Los Angeles Clippers guard Russell Westbrook modeled the Kings & Jaxs underwear brand. Dallas Mavericks guard Kyrie Irving teamed with the brand PSD in a similar capacity.

In soccer, similar deals have precedent. Cristiano Ronaldo, David Beckham and tennis star Rafael Nadal have all linked up with underwear brands modeling for Armani, H&M and Tommy Hilfiger, respectively, in the last decade.

Skims was Kim Kardashian’s first bona fide business venture, and fans wondered whether she might be able to replicate the success of younger sister Kylie Jenner’s makeup line, Kylie Cosmetics, which allegedly made her a billionaire.

Kardashian worked with Swedish entrepreneurs Jens and Emma Grede and her then-husband, Kanye West, to craft a modern update to the smoothing and shaping products from Wolford and Spanx and a more approachable, less artsy version of the underwear-as-apparel concept with which her then-husband’s clothing line Yeezy often experimented.

(The Kardashians met the Gredes when Emma pitched the idea of the denim brand Good American to Khloe. Jens, who is Skims’s CEO, is also the business partner for Tom Brady’s eponymous clothing line.)

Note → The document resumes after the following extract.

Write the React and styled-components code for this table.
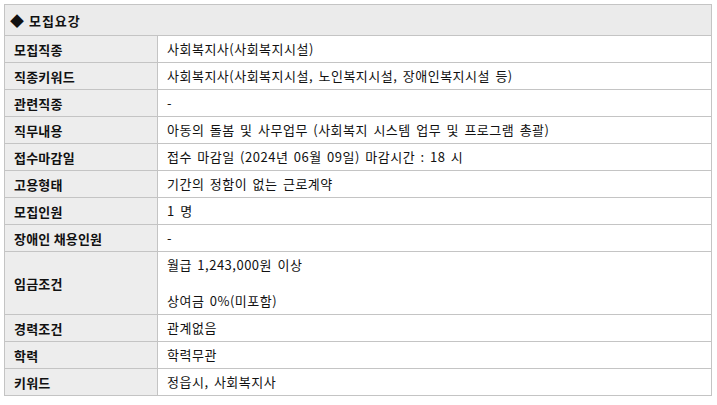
import React from "react";
import styled, { createGlobalStyle } from "styled-components";

const GlobalStyle = createGlobalStyle`
  body {
    margin: 0;
    background: #fff;
    font-family: "Noto Sans CJK KR", "Noto Sans", sans-serif;
  }
`;

const rows = [
  { label: "모집직종", value: ["사회복지사(사회복지시설)"] },
  { label: "직종키워드", value: ["사회복지사(사회복지시설, 노인복지시설, 장애인복지시설 등)"] },
  { label: "관련직종", value: ["-"] },
  { label: "직무내용", value: ["아동의 돌봄 및 사무업무 (사회복지 시스템 업무 및 프로그램 총괄)"] },
  { label: "접수마감일", value: ["접수 마감일 (2024년 06월 09일) 마감시간 : 18 시"] },
  { label: "고용형태", value: ["기간의 정함이 없는 근로계약"] },
  { label: "모집인원", value: ["1 명"] },
  { label: "장애인 채용인원", value: ["-"] },
  { label: "임금조건", value: ["월급 1,243,000원 이상", "", "상여금 0%(미포함)"] },
  { label: "경력조건", value: ["관계없음"] },
  { label: "학력", value: ["학력무관"] },
  { label: "키워드", value: ["정읍시, 사회복지사"] },
];

function App() {
  return (
    <>
      <GlobalStyle />
      <Wrap>
        <Table>
          <colgroup>
            <col style={{ width: "153px" }} />
            <col />
          </colgroup>
          <thead>
            <tr>
              <Caption colSpan={2}>
                <Diamond>◆</Diamond> 모집요강
              </Caption>
            </tr>
          </thead>
          <tbody>
            {rows.map((row) => (
              <tr key={row.label}>
                <Th>{row.label}</Th>
                <Td>
                  {row.value.map((line, i) => (
                    <Line key={i}>{line || "\u00a0"}</Line>
                  ))}
                </Td>
              </tr>
            ))}
          </tbody>
        </Table>
      </Wrap>
    </>
  );
}

const Wrap = styled.div`
  padding: 4px 5px 0 4px;
`;
const Table = styled.table`
  width: 708px;
  border-collapse: collapse;
  table-layout: fixed;
  border: 1px solid #c4c4c4;
  font-size: 13px;
  color: #111;
`;
const Caption = styled.th`
  height: 30px;
  padding: 0 0 0 5px;
  text-align: left;
  font-weight: 700;
  letter-spacing: 1px;
  word-spacing: 1px;
  background: #ebebeb;
  border: 1px solid #c4c4c4;
`;
const Diamond = styled.span`
  font-size: 14px;
  letter-spacing: 0;
`;
const Th = styled.th`
  height: 26px;
  padding: 0 0 0 9px;
  text-align: left;
  font-weight: 700;
  letter-spacing: 0.2px;
  background: #ededed;
  border: 1px solid #c4c4c4;
  white-space: nowrap;
`;
const Td = styled.td`
  padding: 4px 0 4px 9px;
  background: #fff;
  border: 1px solid #c4c4c4;
  letter-spacing: 0.5px;
  word-spacing: 2px;
`;
const Line = styled.div`
  line-height: 18px;
`;

export default App;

Skims quickly won over the masses, including the reluctant (and Kardashian-ambivalent) fashion industry. (“I hate how much I love My Skims,” read a 2021 headline in the Cut.) In addition to its own site, it is sold through luxury retailers like Net-a-Porter and Ssense.

Its regularly churned-out campaign imagery, crafted with help from art director Kim Schraub, seems less intended to launch products than make newsworthy moments of celebrity cuteness, like Kourtney Kardashian posing with Megan Fox shortly after both announced their engagements to tattooed bad boy musicians in 2021 (Travis Barker and Machine Gun Kelly, respectively), or Kim Cattrall in a bodycon dress earlier this month. Last week, Kardashian released a stylishly campy video announcing a new bra with false nipples, poking fun at global warming’s inability to keep one’s breasts appealingly pert.

Along with Rihanna’s Savage x Fenty, and American Eagle’s Aerie, Skims is frequently cited as a challenger to the unstoppable behemoth of Victoria’s Secret — better branding and casting, and, by many accounts, superior products, along with the right political tone when it comes to size inclusivity and contemporary pop feminism.

But what now sets Kardashian’s label apart from any of those competitors is its foray into menswear and sports. When she officially launched in late October, she told GQ, “we’ve never had a bigger request than to launch men’s.” That line includes underwear, T-shirts and socks.

The partnership positions the brand for further domination. So much so that Michael Rubin, the billionaire founder of sports apparel giant Fanatics, responded to Kardashian’s announcement a fire emoji and the super-sports phrase, “Lets go.”